True, Big Thorne will temporarily prop up the current export-driven industry for a few more years. But the sale does nothing for long-term economic sustainability and it will likely cost taxpayers hundreds of millions of dollars in subsidies. The vast majority of profits will be exported from our region along with Big Thorne’s 700-year-old round logs.
There is another way — a “locals-only” timber economy that creates long-term, local jobs producing local wood for local markets.

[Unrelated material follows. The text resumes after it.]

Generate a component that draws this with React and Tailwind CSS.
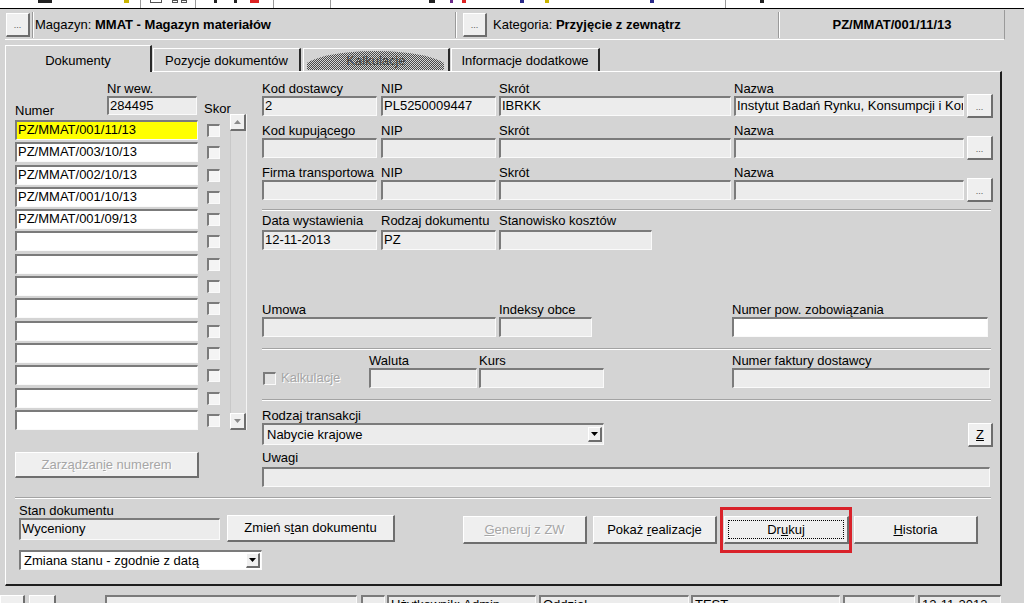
const sunken =
  'border-t-2 border-l-2 border-t-[#7b7b7b] border-l-[#7b7b7b] border-b border-r border-b-[#fafafa] border-r-[#fafafa]';
const raised =
  'border-t border-l border-t-white border-l-white border-b-2 border-r-2 border-b-[#6e6e6e] border-r-[#6e6e6e]';
const disabledText = 'text-[#a6a6a6] [text-shadow:1px_1px_0_#ffffff]';

function Field({ className = '', white = false, children }) {
  return (
    <div
      className={`${sunken} ${white ? 'bg-white' : 'bg-[#ececec]'} pl-[1px] text-[13px] leading-[16px] whitespace-nowrap overflow-hidden ${className}`}
    >
      {children}
    </div>
  );
}

function Btn({ className = '', disabled = false, focus = false, children }) {
  return (
    <div
      className={`relative bg-[#efefef] ${raised} flex items-center justify-center text-[13px] leading-[16px] whitespace-nowrap ${
        disabled ? disabledText : 'text-black'
      } ${className}`}
    >
      {focus && <div className="absolute inset-[3px] border border-dotted border-black" />}
      <span className="relative">{children}</span>
    </div>
  );
}

function Dots() {
  return (
    <Btn className="w-[26px] h-[24px]">
      <span className="text-[9px] leading-none text-[#555]">...</span>
    </Btn>
  );
}

function Arrow({ up = false, color = '#000' }) {
  return (
    <svg width="7" height="4" viewBox="0 0 7 4">
      <path d={up ? 'M0 4h7L3.5 0z' : 'M0 0h7L3.5 4z'} fill={color} />
    </svg>
  );
}

function Select({ className = '', white = false, children }) {
  return (
    <div
      className={`${sunken} ${white ? 'bg-white' : 'bg-[#ececec]'} flex items-center justify-between pl-[3px] pr-[1px] ${className}`}
    >
      <span className="text-[13px] leading-[16px] whitespace-nowrap">{children}</span>
      <div className={`w-[14px] h-[15px] bg-[#efefef] ${raised} flex items-center justify-center`}>
        <Arrow />
      </div>
    </div>
  );
}

function Check({ disabled = false }) {
  return (
    <div
      className={`w-[13px] h-[13px] ${sunken} ${disabled ? 'bg-[#e2e2e2]' : 'bg-[#f4f4f4]'}`}
    />
  );
}

function Sep({ className = '' }) {
  return <div className={`h-[2px] border-t border-t-[#a3a3a3] border-b border-b-white ${className}`} />;
}

function Label({ className = '', children }) {
  return <div className={`text-[13px] leading-[15px] h-[15px] whitespace-nowrap ${className}`}>{children}</div>;
}

const ROWS = [
  'PZ/MMAT/001/11/13',
  'PZ/MMAT/003/10/13',
  'PZ/MMAT/002/10/13',
  'PZ/MMAT/001/10/13',
  'PZ/MMAT/001/09/13',
  '', '', '', '', '', '', '', '', '',
];

const PARTIES = [
  ['Kod dostawcy', '2', 'PL5250009447', 'IBRKK', 'Instytut Badań Rynku, Konsumpcji i Kor'],
  ['Kod kupującego', '', '', '', ''],
  ['Firma transportowa', '', '', '', ''],
];

function Toolbar() {
  return (
    <div className="relative h-[9px] bg-white border-b border-b-black overflow-hidden">
      <div className="absolute left-[38px] top-0 w-[14px] h-[3px] bg-[#222]" />
      <div className="absolute left-[124px] top-0 w-[5px] h-[3px] bg-[#c9b400]" />
      <div className="absolute left-[140px] top-0 w-[1px] h-[8px] bg-[#9a9a9a]" />
      <div className="absolute left-[150px] top-0 w-[12px] h-[3px] border-b border-x border-[#555]" />
      <div className="absolute left-[172px] top-0 w-[6px] h-[3px] border border-[#555]" />
      <div className="absolute left-[181px] top-0 w-[6px] h-[3px] border border-[#555]" />
      <div className="absolute left-[195px] top-0 w-[1px] h-[8px] bg-[#9a9a9a]" />
      <div className="absolute left-[214px] top-0 w-[3px] h-[3px] bg-[#222]" />
      <div className="absolute left-[234px] top-0 w-[3px] h-[3px] bg-[#222]" />
      <div className="absolute left-[250px] top-0 w-[9px] h-[3px] bg-[#d22]" />
      <div className="absolute left-[273px] top-0 w-[1px] h-[8px] bg-[#9a9a9a]" />
      <div className="absolute left-[330px] top-0 w-[1px] h-[8px] bg-[#9a9a9a]" />
      <div className="absolute left-[429px] top-0 w-[6px] h-[3px] bg-[#222]" />
      <div className="absolute left-[450px] top-0 w-[3px] h-[3px] bg-[#6a2a8a]" />
      <div className="absolute left-[462px] top-0 w-[4px] h-[3px] bg-[#d22]" />
      <div className="absolute left-[520px] top-0 w-[4px] h-[3px] bg-[#2a2a8a]" />
      <div className="absolute left-[545px] top-0 w-[4px] h-[3px] bg-[#c9b400]" />
      <div className="absolute left-[650px] top-0 w-[4px] h-[3px] bg-[#2a2a8a]" />
      <div className="absolute left-[725px] top-0 w-[1px] h-[8px] bg-[#9a9a9a]" />
      <div className="absolute left-[760px] top-0 w-[4px] h-[3px] bg-[#222]" />
    </div>
  );
}

function Header() {
  return (
    <div className="ml-[5px] mt-[1px] w-[1000px] h-[30px] flex items-center border-b border-b-white border-r border-r-[#9a9a9a]">
      <div className="ml-[1px]">
        <Btn className="w-[24px] h-[24px]">
          <span className="text-[9px] leading-none text-[#555]">...</span>
        </Btn>
      </div>
      <div className="ml-[2px] w-[2px] h-[26px] border-l border-l-[#9a9a9a] border-r border-r-white" />
      <div className="ml-[1px] w-[420px] whitespace-nowrap">
        Magazyn: <span className="font-bold">MMAT - Magazyn materiałów</span>
      </div>
      <div className="w-[2px] h-[26px] border-l border-l-[#9a9a9a] border-r border-r-white" />
      <div className="ml-[6px]">
        <Btn className="w-[24px] h-[24px]">
          <span className="text-[9px] leading-none text-[#555]">...</span>
        </Btn>
      </div>
      <div className="ml-[6px] w-[285px] whitespace-nowrap">
        Kategoria: <span className="font-bold">Przyjęcie z zewnątrz</span>
      </div>
      <div className="w-[2px] h-[26px] border-l border-l-[#9a9a9a] border-r border-r-white" />
      <div className="flex-1 text-center font-bold">PZ/MMAT/001/11/13</div>
    </div>
  );
}

function Tabs() {
  const tab = 'h-[23px] pt-[4px] flex justify-center border-t border-l border-t-white border-l-white border-r-2 border-r-[#2a2a2a]';
  return (
    <div className="relative z-10 ml-[5px] mt-[5px] h-[26px] flex items-end gap-[1px]">
      <div className="w-[147px] h-[27px] -mb-[1px] pt-[7px] flex justify-center bg-[#d4d4d4] border-t border-l border-t-white border-l-white border-r-2 border-r-[#2a2a2a]">
        Dokumenty
      </div>
      <div className={`w-[148px] ${tab}`}>Pozycje dokumentów</div>
      <div className={`relative w-[147px] ml-[1px] ${tab}`}>
        <div className="absolute left-[3px] right-[4px] top-[2px] bottom-[1px] bg-[image:repeating-conic-gradient(#4a4a4a_0_25%,transparent_0_50%)] bg-[length:2px_2px] [clip-path:ellipse(54%_100%_at_50%_100%)]" />
        <span className="relative text-[#444]">Kalkulacje</span>
      </div>
      <div className={`w-[149px] ${tab}`}>Informacje dodatkowe</div>
    </div>
  );
}

function LeftColumn() {
  return (
    <div className="w-[232px]">
      <div className="h-[48px] flex">
        <div className="w-[92px] flex flex-col justify-end pb-[2px]">
          <Label>Numer</Label>
        </div>
        <div className="w-[90px] pt-[9px]">
          <Label>Nr wew.</Label>
          <Field className="h-[19px] !leading-[15px]">284495</Field>
        </div>
        <div className="pl-[7px] flex flex-col justify-end pb-[4px]">
          <Label>Skor</Label>
        </div>
      </div>
      <div className="flex items-start">
        <div className="w-[183px]">
          {ROWS.map((r, i) => (
            <div key={i} className="h-[22.3px]">
              <Field white className={`h-[20px] ${i === 0 ? '!bg-[#ffff00]' : ''}`}>
                {r}
              </Field>
            </div>
          ))}
        </div>
        <div className="w-[32px]">
          {ROWS.map((_, i) => (
            <div key={i} className="h-[22.3px] pt-[4px] pl-[9px]">
              <Check />
            </div>
          ))}
        </div>
        <div className="w-[17px] h-[316px] -mt-[6px] flex flex-col bg-[#d9d9d9] border-r border-r-[#f4f4f4]">
          <div className={`h-[17px] bg-[#efefef] ${raised} flex items-center justify-center`}>
            <Arrow up color="#8a8a8a" />
          </div>
          <div className="flex-1 border-l border-l-[#c8c8c8]" />
          <div className={`h-[17px] bg-[#efefef] ${raised} flex items-center justify-center`}>
            <Arrow color="#8a8a8a" />
          </div>
        </div>
      </div>
      <Btn disabled className="mt-[20px] w-[184px] h-[26px]">
        Zarządzan<span className="underline">i</span>e numerem
      </Btn>
    </div>
  );
}

function RightColumn() {
  return (
    <div className="ml-[15px] w-[731px] pt-[9px]">
      {PARTIES.map(([label, kod, nip, skrot, nazwa], i) => (
        <div key={label} className={i < 2 ? 'mb-[7px]' : ''}>
          <div className="flex">
            <Label className="w-[119px]">{label}</Label>
            <Label className="w-[118px]">NIP</Label>
            <Label className="w-[235px]">Skrót</Label>
            <Label>Nazwa</Label>
          </div>
          <div className="h-[20px] flex items-center">
            <Field className="w-[115px] h-[20px]">{kod}</Field>
            <Field className="ml-[4px] w-[115px] h-[20px]">{nip}</Field>
            <Field className="ml-[3px] w-[232px] h-[20px]">{skrot}</Field>
            <Field className="ml-[3px] w-[230px] h-[20px]">{nazwa}</Field>
            <div className="ml-[3px]">
              <Dots />
            </div>
          </div>
        </div>
      ))}

      <Sep className="mt-[9px] w-[729px]" />

      <div className="mt-[2px] flex">
        <Label className="w-[119px]">Data wystawienia</Label>
        <Label className="w-[118px]">Rodzaj dokumentu</Label>
        <Label>Stanowisko kosztów</Label>
      </div>
      <div className="mt-[2px] flex">
        <Field className="w-[115px] h-[20px]">12-11-2013</Field>
        <Field className="ml-[4px] w-[115px] h-[20px]">PZ</Field>
        <Field className="ml-[3px] w-[153px] h-[20px]" />
      </div>

      <div className="mt-[52px] flex">
        <Label className="w-[237px]">Umowa</Label>
        <Label className="w-[233px]">Indeksy obce</Label>
        <Label>Numer pow. zobowiązania</Label>
      </div>
      <div className="flex">
        <Field className="w-[234px] h-[20px]" />
        <Field className="ml-[3px] w-[93px] h-[20px]" />
        <Field white className="ml-[140px] w-[256px] h-[20px]" />
      </div>

      <Sep className="mt-[11px] w-[729px]" />

      <div className="mt-[4px] flex">
        <div className="w-[107px]" />
        <Label className="w-[110px] !h-[14px] !leading-[14px]">Waluta</Label>
        <Label className="w-[253px] !h-[14px] !leading-[14px]">Kurs</Label>
        <Label className="!h-[14px] !leading-[14px]">Numer faktury dostawcy</Label>
      </div>
      <div className="h-[20px] flex items-center">
        <div className="w-[107px] flex items-center pl-[1px]">
          <Check disabled />
          <span className={`ml-[5px] ${disabledText}`}>Kalkulacje</span>
        </div>
        <Field className="w-[108px] h-[20px]" />
        <Field className="ml-[2px] w-[125px] h-[20px]" />
        <Field className="ml-[128px] w-[258px] h-[20px]" />
      </div>

      <Sep className="mt-[11px] w-[729px]" />

      <Label className="mt-[8px] !h-[14px] !leading-[14px]">Rodzaj transakcji</Label>
      <div className="h-[22px] flex items-start">
        <Select className="w-[342px] h-[22px]">Nabycie krajowe</Select>
        <Btn className="ml-[364px] w-[25px] h-[24px]">
          <span className="underline">Z</span>
        </Btn>
      </div>

      <Label className="mt-[5px]">Uwagi</Label>
      <Field className="mt-[2px] w-[728px] h-[20px]" />
    </div>
  );
}

function BottomSection() {
  return (
    <div className="flex pl-[13px]">
      <div className="w-[376px] pt-[5px]">
        <Label className="!h-[14px] !leading-[14px]">Stan dokumentu</Label>
        <div className="flex items-start">
          <Field className="w-[201px] h-[22px] !leading-[18px]">Wyceniony</Field>
          <Btn className="ml-[7px] -mt-[3px] w-[168px] h-[27px]">
            Zmień s<span className="underline">t</span>an dokumentu
          </Btn>
        </div>
        <Select white className="mt-[8px] w-[243px] h-[20px]">
          Zmiana stanu - zgodnie z datą
        </Select>
      </div>
      <div className="ml-[68px] mt-[17px] flex items-start">
        <Btn disabled className="w-[124px] h-[28px]">
          <span className="underline">G</span>eneruj z ZW
        </Btn>
        <Btn className="ml-[6px] w-[124px] h-[28px]">
          Pokaż <span className="underline">r</span>ealizacje
        </Btn>
        <div className="relative ml-[7px]">
          <Btn focus className="w-[125px] h-[28px]">
            Dr<span className="underline">u</span>kuj
          </Btn>
          <div className="absolute -left-[4px] -top-[9px] w-[132px] h-[46px] border-[3px] border-[#d9222a]" />
        </div>
        <Btn className="ml-[5px] w-[124px] h-[28px]">
          <span className="underline">H</span>istoria
        </Btn>
      </div>
    </div>
  );
}

function StatusBar() {
  const box = `${sunken} bg-[#ececec] h-[20px] text-[13px] leading-[16px] pl-[2px] whitespace-nowrap overflow-hidden`;
  return (
    <div className="pt-[9px] flex items-start">
      <Btn className="w-[25px] h-[20px]">
        <span className="text-[#2a3fb8] text-[12px] font-bold leading-none">‹</span>
      </Btn>
      <Btn className="ml-[4px] w-[27px] h-[20px]">
        <span className="text-[#2a3fb8] text-[12px] font-bold leading-none">›</span>
      </Btn>
      <div className={`ml-[49px] w-[252px] ${box}`} />
      <div className={`ml-[4px] w-[24px] ${box}`} />
      <div className={`ml-[2px] w-[149px] ${box}`}>Użytkownik: Admin</div>
      <div className={`ml-[3px] w-[150px] ${box}`}>Oddział</div>
      <div className={`ml-[2px] w-[149px] ${box}`}>TEST</div>
      <div className={`ml-[3px] w-[72px] ${box}`} />
      <div className={`ml-[3px] w-[83px] ${box}`}>12-11-2013</div>
    </div>
  );
}

export default function App() {
  return (
    <div className="w-[1024px] h-[603px] overflow-hidden bg-[#d4d4d4] font-['Liberation_Sans',Arial,sans-serif] text-[13px] leading-[16px] text-black">
      <Toolbar />
      <Header />
      <Tabs />
      {/* tab page */}
      <div className="ml-[5px] w-[997px] h-[515px] border-t border-l border-t-white border-l-white border-r-2 border-b-2 border-r-[#1e1e1e] border-b-[#1e1e1e]">
        <div className="flex pl-[9px]">
          <LeftColumn />
          <RightColumn />
        </div>
        <Sep className="ml-[9px] mt-[10px] w-[976px]" />
        <BottomSection />
      </div>
      <StatusBar />
    </div>
  );
}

We invite Forrest Cole to join us in advancing a “Tongass transition” that focuses less on how much timber is cut and more on increasing the number of local jobs per log cut. This will directly support local community forestry efforts that are also compatible with commercial fishing, tourism and hunting. With documented changes in the global timber market and the high costs associated with our distance to markets, a timber model that relies on exports — of old or young growth — will never create a sustainable wood economy on the Tongass.
Sure, there are current market barriers to localizing Tongass forest jobs and ending export-based industrial logging, but these can be removed through shifting subsidies and engaging stakeholders in community-focused problem solving. Working with the state of Alaska to bring back in-region grade stamps for local lumber sales and developing structural design values for Alaskan lumber would be a good start.
If the Forest Service wants to support local jobs, they should put resources toward supporting a local wood economy. By sticking to smaller sales and popular “micro sales,” the Forest Service could spread logging out over many decades, providing a reliable and accessible supply of timber to local businesses that can’t afford mega-sales like Big Thorne.
SEACC is proactively working to support this transition to a local wood economy. We partner with regional organizations on community-scale forestry projects, and we promote local sawmills via our website, promotional videos and in our popular local mills print directory. We do this because we want to make it possible for our children and grandchildren to have family-wage timber jobs on the Tongass.
We are concerned that if Big Thorne goes ahead, local mills on Prince of Wales will see their sustainable timber supply get shipped right off the island for short-term profits. We hope that Forrest Cole, and the smart and experienced group of stakeholders in the Tongass Advisory Council, will prioritize sustainable, family-wage jobs on Prince of Wales, and leave industrial-scale old-growth timber sales like Big Thorne where they belong — in the past.
• Malena Marvin is the Executive Director of the Southeast Alaska Conservation Council, the largest grassroots citizen group advocating for the sustainable use of Tongass resources. SEACC submitted an application but was not invited to participate in the Tongass Advisory Committee.